Go Forth and Multiply the Good!

What is it?

Let’s say you were born with the gift of knowing how to drive but had never driven on the streets. Then the traffic policemen, who guide you, through the mean streets of Metro Manila with all their support systems and rules are ‘facilitating’ your process of you reaching from where you are to where you want to go.

Let’s say you are a lawyer and there are two different companies who want to pool in their strengths, resources and their value propositions as a single entity and you are helping them merge then you are ‘facilitating’ them through well-tested processes and processes you are competent in.

Or the best example is, say you are a couple who are pregnant with a new life forming between you two and then there is this kindly midwife who is there to set up things,  calm nerves, offer advice,  guide you through childbirth and then help breathe out a brand new and beautiful life into your world, this world. She then is your ‘process facilitator.’

All of the above three professions and thousands of others similar to the these three have a certain set of rules to follow, practices to perform and capabilities to master in their chosen field of facilitating. And they all generate synergies, resolve challenges and create fruitful results.

The threads that run commonly among professional facilitators are that they have no personal objectives in the world that they are helping bring about; they have no stake in the outcomes that are created. They are mostly external observers, guides and encouragers who help build the support system for you to go from where you are to where you want to go.

What are the essential qualities of a great facilitator?

One, a very high sense of spatial awareness loaded with kindness and compassion for fellow human beings because all process facilitation impacts the wellness and well-being of mankind.

Two, a desire to help others bring forth newness, progress, productivity, life and/or whatever good they desire to bring forth. There necessarily need not be any personal agenda for the facilitator in bringing about the intentions and objectives of their clients. Yes, ‘clients’ is a safe word to use because professional facilitators, often, need to be compensated for their efforts. They can bear not being compensated if what they are facilitating are their own advocacies.

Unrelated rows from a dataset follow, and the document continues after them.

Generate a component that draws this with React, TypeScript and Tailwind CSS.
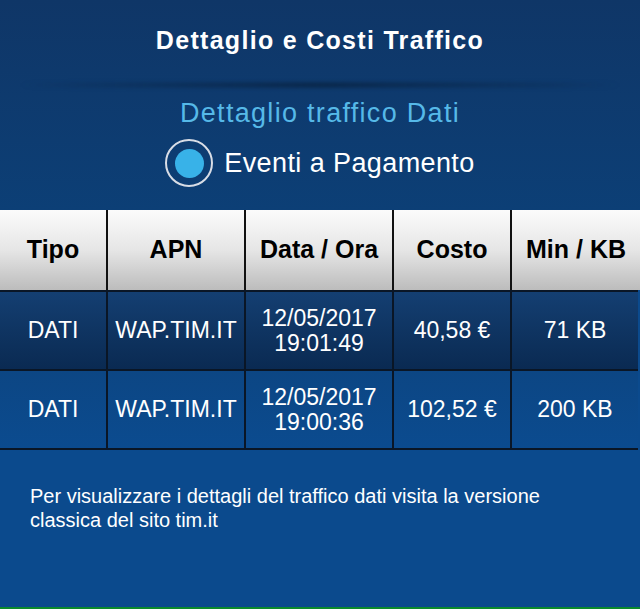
import React from 'react';

type Row = { tipo: string; apn: string; data: string; ora: string; costo: string; qty: string };

const rows: Row[] = [
    { tipo: 'DATI', apn: 'WAP.TIM.IT', data: '12/05/2017', ora: '19:01:49', costo: '40,58 €', qty: '71 KB' },
    { tipo: 'DATI', apn: 'WAP.TIM.IT', data: '12/05/2017', ora: '19:00:36', costo: '102,52 €', qty: '200 KB' },
];

const headers = ['Tipo', 'APN', 'Data / Ora', 'Costo', 'Min / KB'];

const cols = 'grid grid-cols-[108px_138px_148px_118px_1fr]';

const App: React.FC = () => {
    return (
        <div className="w-[640px] h-[609px] flex flex-col overflow-hidden bg-[#0b4a8d] font-['Liberation_Sans',Arial,sans-serif] text-white">
            {/* Intestazione */}
            <div className="h-[210px] flex flex-col items-center bg-gradient-to-b from-[#0f3667] to-[#0c3f76]">
                <h1 className="mt-[26px] text-[25px] leading-[28px] font-bold tracking-[1.3px]">Dettaglio e Costi Traffico</h1>
                <div className="mt-[29px] w-[600px] h-[4px] rounded-full bg-gradient-to-r from-transparent via-[#08213f] to-transparent blur-[2px]" />
                <h2 className="mt-[10px] text-[27px] leading-[32px] tracking-[1.3px] text-[#56b9e8]">Dettaglio traffico Dati</h2>
                <div className="mt-[10px] flex items-center gap-[11px]">
                    <div className="w-[48px] h-[48px] rounded-full border-2 border-[#d8dde6] flex items-center justify-center">
                        <div className="w-[29px] h-[29px] rounded-full bg-[#38b2e8]" />
                    </div>
                    <span className="text-[27px] leading-[32px] tracking-[0.4px]">Eventi a Pagamento</span>
                </div>
            </div>

            {/* Tabella */}
            <div className={`${cols} h-[80px] bg-gradient-to-b from-[#fbfbfb] via-[#e6e6e6] to-[#bcbcbc] text-black`}>
                {headers.map((h, i) => (
                    <div
                        key={h}
                        className={`flex items-center justify-center text-[25px] font-bold ${i < headers.length - 1 ? 'border-r-2 border-[#111]' : ''}`}
                    >
                        {h}
                    </div>
                ))}
            </div>
            {rows.map((r, idx) => (
                <div
                    key={idx}
                    className={`${cols} h-[79px] border-t-2 border-[#0a1626] mr-[2px] ${idx === 0 ? 'bg-gradient-to-b from-[#143f72] to-[#0a2a52]' : 'bg-gradient-to-b from-[#0c4684] to-[#0b4b8f]'}`}
                >
                    {[r.tipo, r.apn, null, r.costo, r.qty].map((v, i) => (
                        <div
                            key={i}
                            className={`flex flex-col items-center justify-center text-[23px] leading-[25px] ${i < 4 ? 'border-r-2 border-[#0a1626]' : ''}`}
                        >
                            {v === null ? (
                                <>
                                    <span>{r.data}</span>
                                    <span>{r.ora}</span>
                                </>
                            ) : v}
                        </div>
                    ))}
                </div>
            ))}
            <div className="h-[2px] mr-[2px] bg-[#0a1626]" />

            {/* Nota */}
            <div className="flex-1 flex flex-col">
                <p className="mt-[34px] px-[30px] text-[20px] leading-[24px]">
                    Per visualizzare i dettagli del traffico dati visita la versione
                    <br />
                    classica del sito tim.it
                </p>
                <div className="mt-auto h-[2px] bg-[#0b8a2c]" />
            </div>
        </div>
    );
};

export default App;
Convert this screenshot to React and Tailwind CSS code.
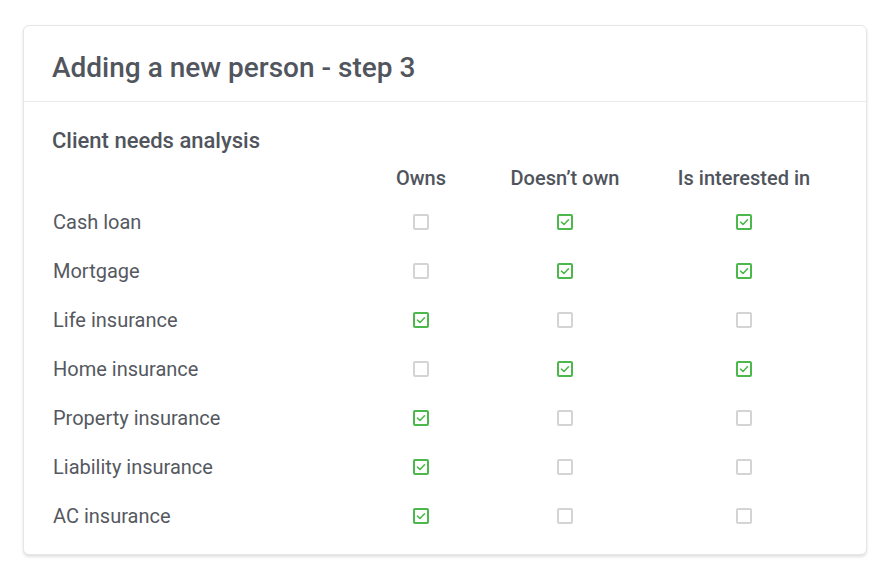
import React from 'react';

const rows = [
  { label: 'Cash loan', values: [false, true, true] },
  { label: 'Mortgage', values: [false, true, true] },
  { label: 'Life insurance', values: [true, false, false] },
  { label: 'Home insurance', values: [false, true, true] },
  { label: 'Property insurance', values: [true, false, false] },
  { label: 'Liability insurance', values: [true, false, false] },
  { label: 'AC insurance', values: [true, false, false] },
];

const columns = ['Owns', 'Doesn\u2019t own', 'Is interested in'];

function Checkbox({ checked }) {
  if (!checked) {
    return <span className="block w-4 h-4 rounded-[2px] border-2 border-[#d4d4d4] bg-white" />;
  }
  return (
    <span className="flex items-center justify-center w-4 h-4 rounded-[2px] border-2 border-[#4cb84c] bg-white">
      <svg width="10" height="10" viewBox="0 0 10 10" fill="none">
        <path d="M1.5 5.2 L4 7.5 L8.5 2.8" stroke="#4cb84c" strokeWidth="1.6" strokeLinecap="round" strokeLinejoin="round" />
      </svg>
    </span>
  );
}

export default function App() {
  return (
    <div className="w-[890px] h-[587px] bg-white pt-[25px] pl-[23px]" style={{ fontFamily: 'Roboto, "Liberation Sans", sans-serif' }}>
      <div className="w-[844px] h-[530px] bg-white border border-[#e6e6e6] rounded-md shadow-[0_2px_3px_rgba(0,0,0,0.12)]">
        <div className="h-[76px] border-b border-[#ececec] pl-[28px] pt-[8px] flex items-center">
          <h1 className="text-[28px] font-medium text-[#51555d] leading-none">Adding a new person - step 3</h1>
        </div>
        <div className="pl-[28px] pt-[25px]">
          <h2 className="text-[22px] font-medium text-[#50545c] leading-7">Client needs analysis</h2>
          <div className="grid grid-cols-[298px_142px_146px_212px] mt-[11px] h-6 items-center">
            <div />
            {columns.map((c) => (
              <div key={c} className="text-center text-[20px] font-medium text-[#50545c] leading-6">{c}</div>
            ))}
          </div>
          <div className="mt-[7px]">
            {rows.map((r) => (
              <div key={r.label} className="grid grid-cols-[298px_142px_146px_212px] h-[49px] items-center">
                <div className="text-[20px] text-[#55595f] pl-px">{r.label}</div>
                {r.values.map((v, i) => (
                  <div key={i} className="flex justify-center">
                    <Checkbox checked={v} />
                  </div>
                ))}
              </div>
            ))}
          </div>
        </div>
      </div>
    </div>
  );
}
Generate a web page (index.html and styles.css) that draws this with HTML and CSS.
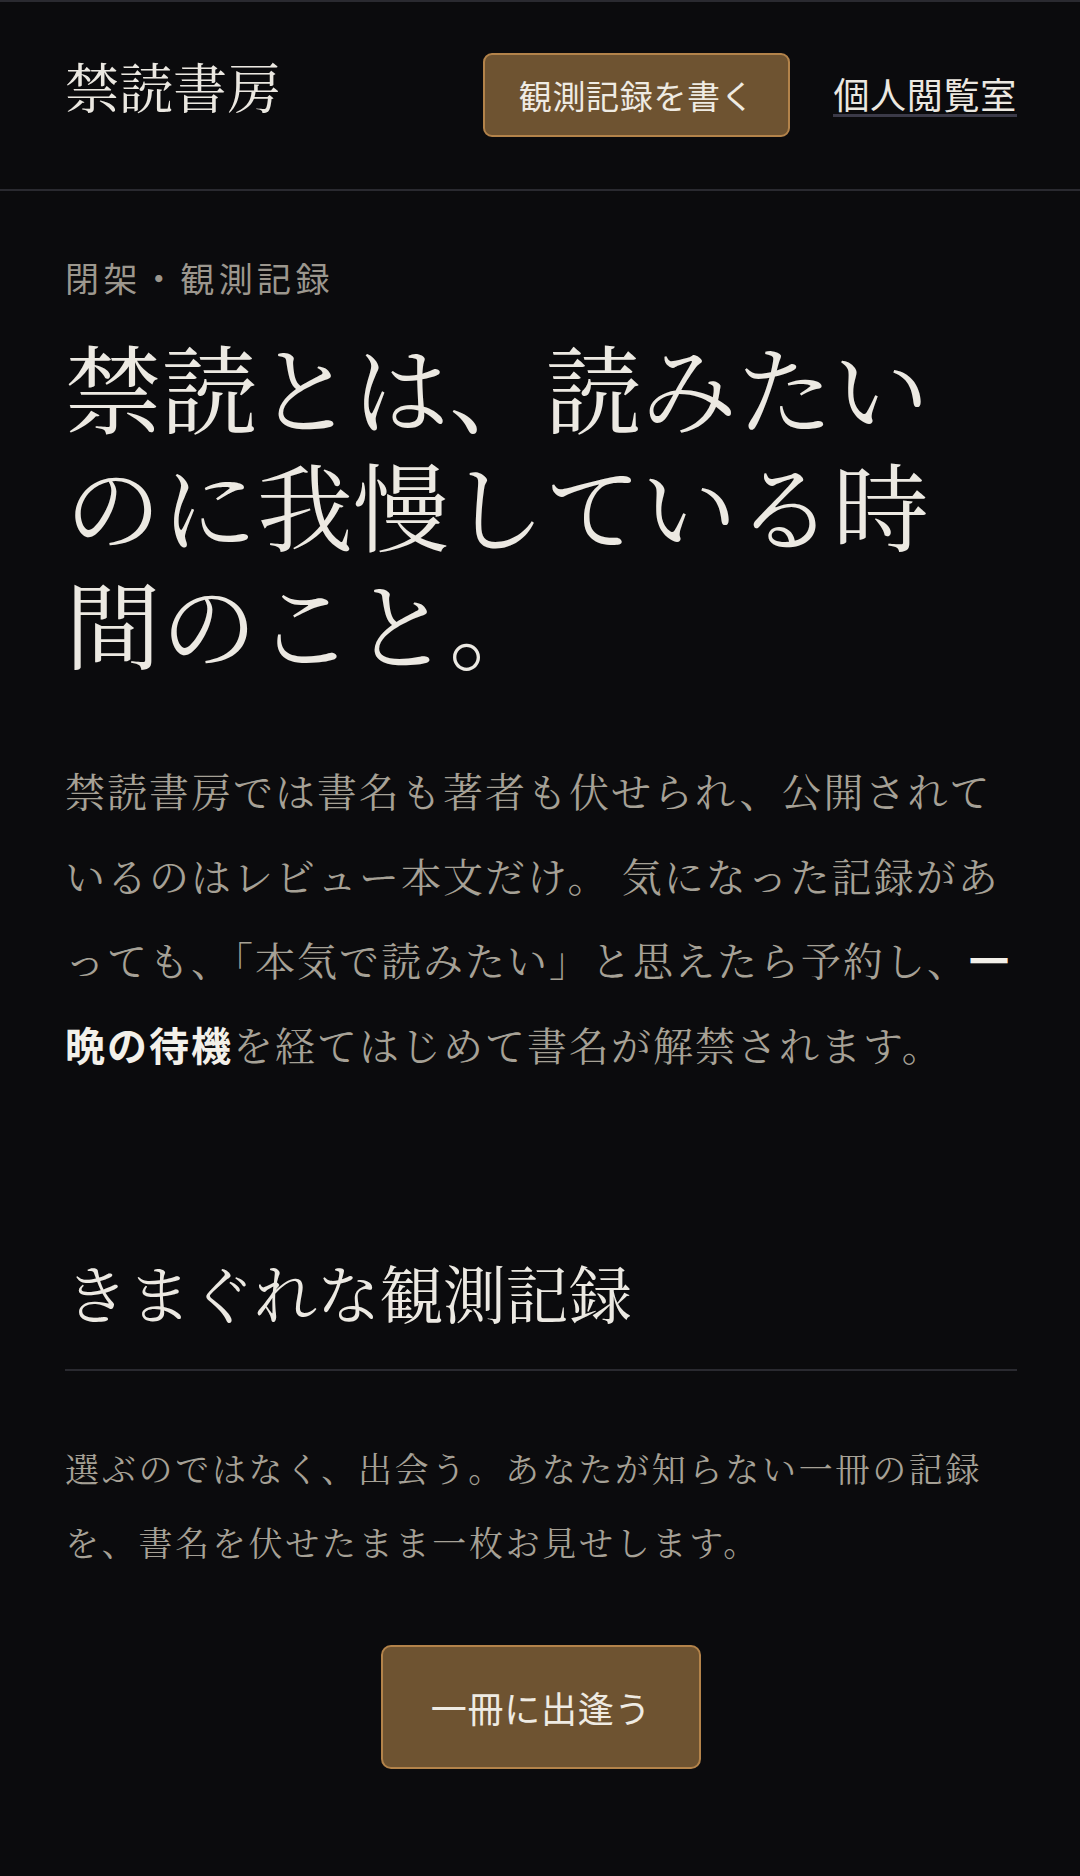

Three, virtuoso facilitators need to be very good at their own game and they need to have all the little and big skill sets required of them to be useful and excellent at what they do.

Across the world there are individuals and organizations who help professionalize all sorts of facilitation practices and interventions in the industry. One of the biggest and the most respected organization is known as the International Association of Facilitators Worldwide and proudly for us, here in the Philippines, there is a brand new, national, chapter that has sprung forth called the International Association of Facilitators, Philippines, Inc.

In the last three years this group has held, more than twenty, extremely low-cost but high-impact learning sessions serving the needs of teachers, trainers, coaches, consultants, lawyers, social workers and even powerful business leaders. Their intention and vision is support, nurture, guide all sorts of conversations, across the seven thousand islands, which are generative, positive and life-giving. Their services and advocacy include not just learning and development but also community and country development. It may help organizations of all sorts to tap into the fountains of compassion and competencies that flow through this global professional body.

Come to think of it, if you envision synergistic growth or giving life to another entity would you not want an experienced, objective and a kindly midwife to help you guide you through the process? Well, okay not really a mid-wife “mid-wife” from days gone by but a well-trained, correctly certified medical professional.

Yes?

Okay, in that case let’s go forth and multiply the good. Let’s go from where we are to where we want to go with the help and guidance of a professional facilitator.